The building was constructed in 1986 as the as the central control unit for the Lothian and Borders Fire and Rescue Service. It was designed by the Department of Architectural Services at Lothian Regional Council and is a notable example of public-sector architecture in Scotland from the 1980s.

Tollcross is an exceptional example of a fire station for its late-20th century date and incorporates an unusual, curved drill tower to the rear. Its striking design is both highly functional and artistic, taking elements of traditional Scottish architecture and re-interpreting them in a playful way. It is an early and important example of Postmodern architecture in Scotland.

You said

We received two responses to the consultation, one in favour of the listing and one against. The respondents provided the following comments:

The Twentieth Century Society noted that they were strongly in support of the proposed listing as the building is “…an excellent and significant exemplar of early post-modernist expression in Scotland.” They made further comments supporting the special architectural and historic interest of the building and provided more information about the artist responsible for the relief sculpture.

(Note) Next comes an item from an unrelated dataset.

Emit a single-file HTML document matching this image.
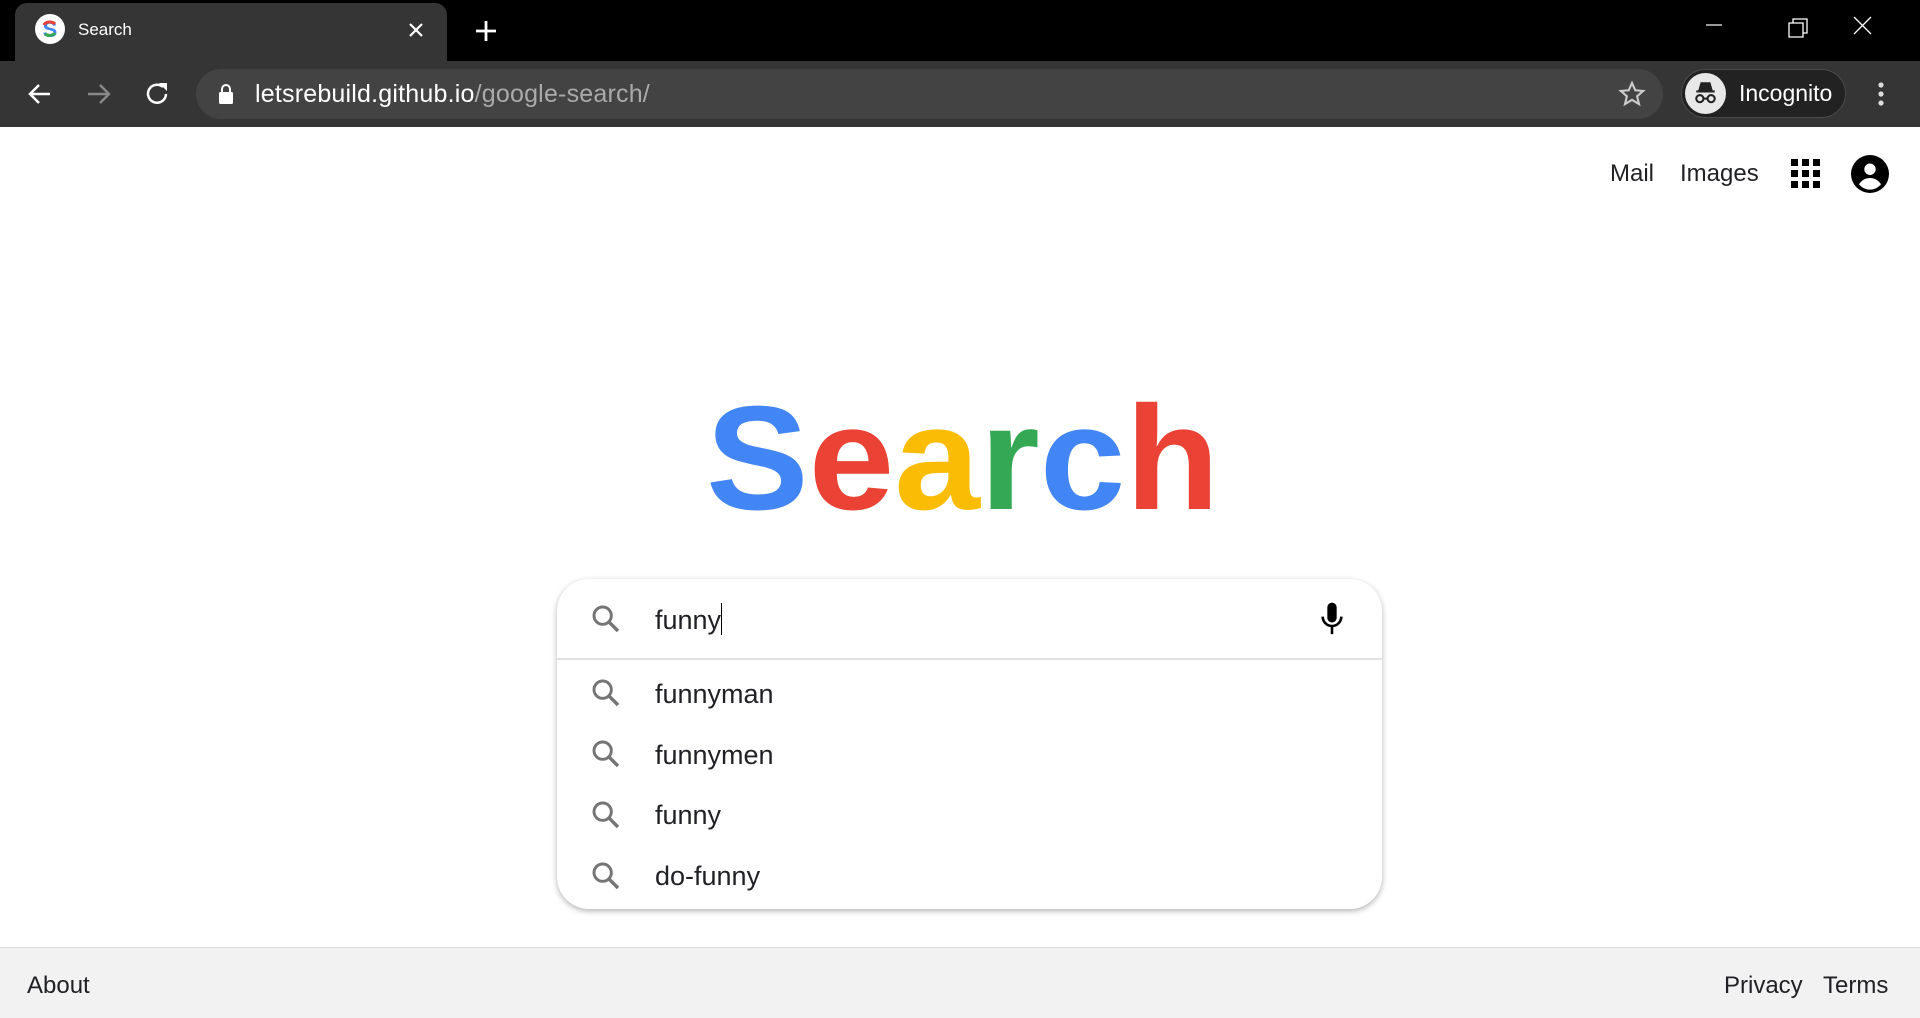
<!DOCTYPE html>
<html><head><meta charset="utf-8"><style>
*{margin:0;padding:0;box-sizing:border-box}
body{width:1920px;height:1018px;overflow:hidden;background:#fff;font-family:"Liberation Sans",sans-serif;position:relative}
.abs{position:absolute}
#tabs{left:0;top:0;width:1920px;height:61px;background:#000}
#tab{left:15px;top:3px;width:432px;height:60px;background:#353535;border-radius:12px 12px 0 0}
#toolbar{left:0;top:61px;width:1920px;height:66px;background:#353535}
#omni{left:196px;top:69px;width:1467px;height:50px;background:#434343;border-radius:25px}
#incog{left:1681px;top:69px;width:165px;height:49px;background:#222;border:1px solid #4a4a4a;border-radius:25px}
.tw{color:#fff;font-size:24px}
#logo{left:706px;top:385px;font-size:148px;font-weight:bold;line-height:148px;transform:scaleX(1.04);transform-origin:left top;letter-spacing:0}
#box{left:557px;top:579px;width:825px;height:330px;border-radius:32px;background:#fff;box-shadow:0 2px 6px rgba(32,33,36,.35)}
#div{left:557px;top:658px;width:825px;height:2px;background:#dfe1e5}
.sug{left:655px;font-size:27px;color:#202124;line-height:30px}
.mag{left:590px}
#footer{left:0;top:947px;width:1920px;height:71px;background:#f2f2f2;border-top:1px solid #dadce0}
.ft{font-size:24px;color:#202124;top:972px}
</style></head><body>
<div id="tabs" class="abs"></div>
<div id="tab" class="abs"></div>
<svg class="abs" style="left:35px;top:14px" width="30" height="30" viewBox="0 0 30 30"><circle cx="15" cy="15" r="15" fill="#fff"/><text x="15" y="23" text-anchor="middle" font-family="Liberation Sans" font-weight="bold" font-size="22" fill="#4285f4">S</text><path d="M9 11a6 4 0 0 1 11-1" stroke="#ea4335" stroke-width="3" fill="none"/><path d="M10 20a6 4 0 0 0 10-1" stroke="#34a853" stroke-width="3" fill="none"/></svg>
<div class="abs" style="left:78px;top:20px;color:#fff;font-size:17px">Search</div>
<svg class="abs" style="left:408px;top:22px" width="16" height="16"><path d="M2 2L14 14M14 2L2 14" stroke="#fff" stroke-width="2.2"/></svg>
<svg class="abs" style="left:474px;top:19px" width="24" height="24"><path d="M12 2V22M2 12H22" stroke="#fff" stroke-width="2.8"/></svg>
<svg class="abs" style="left:1704px;top:16px" width="170" height="22"><path d="M2 9H18" stroke="#fff" stroke-width="1.2"/><path d="M85 7h14v14H85zM89 7V3h14v14h-4" stroke="#fff" stroke-width="1.3" fill="none"/><path d="M150 1L167 18M167 1L150 18" stroke="#fff" stroke-width="1.3"/></svg>
<div id="toolbar" class="abs"></div>
<svg class="abs" style="left:26px;top:80px" width="150" height="28"><path d="M24 14H5M13 5L4 14L13 23" stroke="#fff" stroke-width="2.5" fill="none"/><path d="M62 14H82M74 5L83 14L74 23" stroke="#888" stroke-width="2.5" fill="none"/><path d="M137 7a9 9 0 1 0 3 7" stroke="#fff" stroke-width="2.5" fill="none"/><path d="M133 3h8v8z" fill="#fff"/></svg>
<div id="omni" class="abs"></div>
<svg class="abs" style="left:218px;top:83px" width="16" height="22"><path d="M4 9V6a4 4 0 0 1 8 0v3" stroke="#fff" stroke-width="2" fill="none"/><rect x="1" y="9" width="14" height="12" rx="1.5" fill="#fff"/></svg>
<div class="abs tw" style="left:255px;top:80px;font-size:25px;letter-spacing:.2px">letsrebuild.github.io<span style="color:#aaa">/google-search/</span></div>
<svg class="abs" style="left:1618px;top:80px" width="28" height="28" viewBox="0 0 24 24"><path d="M12 2.5l2.8 6.3 6.8.6-5.2 4.5 1.6 6.7L12 17l-6 3.6 1.6-6.7-5.2-4.5 6.8-.6z" stroke="#ccc" stroke-width="1.8" fill="none"/></svg>
<div id="incog" class="abs"></div>
<svg class="abs" style="left:1685px;top:73px" width="41" height="41" viewBox="0 0 40 40"><circle cx="20" cy="20" r="20" fill="#e8e8e8"/><path d="M11 18h18M14 17l2-7h8l2 7z" stroke="#222" stroke-width="2" fill="#222"/><circle cx="14.5" cy="25" r="3.5" stroke="#222" stroke-width="2" fill="none"/><circle cx="25.5" cy="25" r="3.5" stroke="#222" stroke-width="2" fill="none"/><path d="M18 25h4" stroke="#222" stroke-width="2"/></svg>
<div class="abs tw" style="left:1739px;top:80px;font-size:23px">Incognito</div>
<svg class="abs" style="left:1874px;top:80px" width="14" height="30"><circle cx="7" cy="5" r="2.6" fill="#ddd"/><circle cx="7" cy="14" r="2.6" fill="#ddd"/><circle cx="7" cy="23" r="2.6" fill="#ddd"/></svg>

<div class="abs" style="left:1610px;top:160px;font-size:24px;color:#202124">Mail</div>
<div class="abs" style="left:1680px;top:160px;font-size:24px;color:#202124">Images</div>
<svg class="abs" style="left:1791px;top:159px" width="30" height="30"><g fill="#000"><rect x="0" y="0" width="7" height="7"/><rect x="11" y="0" width="7" height="7"/><rect x="22" y="0" width="7" height="7"/><rect x="0" y="11" width="7" height="7"/><rect x="11" y="11" width="7" height="7"/><rect x="22" y="11" width="7" height="7"/><rect x="0" y="22" width="7" height="7"/><rect x="11" y="22" width="7" height="7"/><rect x="22" y="22" width="7" height="7"/></g></svg>
<svg class="abs" style="left:1851px;top:155px" width="38" height="38" viewBox="0 0 24 24"><circle cx="12" cy="12" r="12" fill="#000"/><circle cx="12" cy="9" r="3.6" fill="#fff"/><path d="M5 18.5c2-3 4.5-4 7-4s5 1 7 4a9 9 0 0 1-14 0z" fill="#fff"/></svg>

<div id="logo" class="abs"><span style="color:#4285f4">S</span><span style="color:#ea4335">e</span><span style="color:#fbbc05">a</span><span style="color:#34a853">r</span><span style="color:#4285f4">c</span><span style="color:#ea4335">h</span></div>

<div id="box" class="abs"></div>
<div id="div" class="abs"></div>
<svg class="abs mag" style="top:603px" width="32" height="32" viewBox="0 0 24 24"><circle cx="9.5" cy="9.5" r="6.5" stroke="#757575" stroke-width="2.2" fill="none"/><path d="M14.5 14.5L21 21" stroke="#757575" stroke-width="2.6"/></svg>
<div class="abs sug" style="top:603px">funny<span style="display:inline-block;width:1px;height:32px;background:#000;vertical-align:-6px"></span></div>
<svg class="abs" style="left:1318px;top:601px" width="28" height="36" viewBox="0 0 24 30"><rect x="8" y="1" width="8" height="17" rx="4" fill="#000"/><path d="M4 13a8 8 0 0 0 16 0M12 21v7" stroke="#000" stroke-width="2.2" fill="none"/></svg>

<svg class="abs mag" style="top:677px" width="32" height="32" viewBox="0 0 24 24"><circle cx="9.5" cy="9.5" r="6.5" stroke="#757575" stroke-width="2.2" fill="none"/><path d="M14.5 14.5L21 21" stroke="#757575" stroke-width="2.6"/></svg>
<div class="abs sug" style="top:679px">funnyman</div>
<svg class="abs mag" style="top:738px" width="32" height="32" viewBox="0 0 24 24"><circle cx="9.5" cy="9.5" r="6.5" stroke="#757575" stroke-width="2.2" fill="none"/><path d="M14.5 14.5L21 21" stroke="#757575" stroke-width="2.6"/></svg>
<div class="abs sug" style="top:740px">funnymen</div>
<svg class="abs mag" style="top:799px" width="32" height="32" viewBox="0 0 24 24"><circle cx="9.5" cy="9.5" r="6.5" stroke="#757575" stroke-width="2.2" fill="none"/><path d="M14.5 14.5L21 21" stroke="#757575" stroke-width="2.6"/></svg>
<div class="abs sug" style="top:800px">funny</div>
<svg class="abs mag" style="top:860px" width="32" height="32" viewBox="0 0 24 24"><circle cx="9.5" cy="9.5" r="6.5" stroke="#757575" stroke-width="2.2" fill="none"/><path d="M14.5 14.5L21 21" stroke="#757575" stroke-width="2.6"/></svg>
<div class="abs sug" style="top:861px">do-funny</div>

<div id="footer" class="abs"></div>
<div class="abs ft" style="left:27px">About</div>
<div class="abs ft" style="left:1724px">Privacy</div>
<div class="abs ft" style="left:1823px">Terms</div>
</body></html>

The Scottish Fire and Rescue Service (the owners) objected to the listing proposal as they had concerns that the consents that listing may incur could compromise or delay necessary changes to the building for operational purposes. They also included individual reactions from station personnel. Two noted they were in favour of listing, and one noted they were not.

We did

We considered the responses carefully and further considered the special interest of the building.  

We have now listed Tollcross Fire Station in Edinburgh as a category B listed building. The listed building record is available on our Heritage Portal, where the final Report of Handling is also available.  

Our historic environment is always changing. Listing does not prevent change, but it does allow for a structure’s special character to be taken into account when changes are proposed.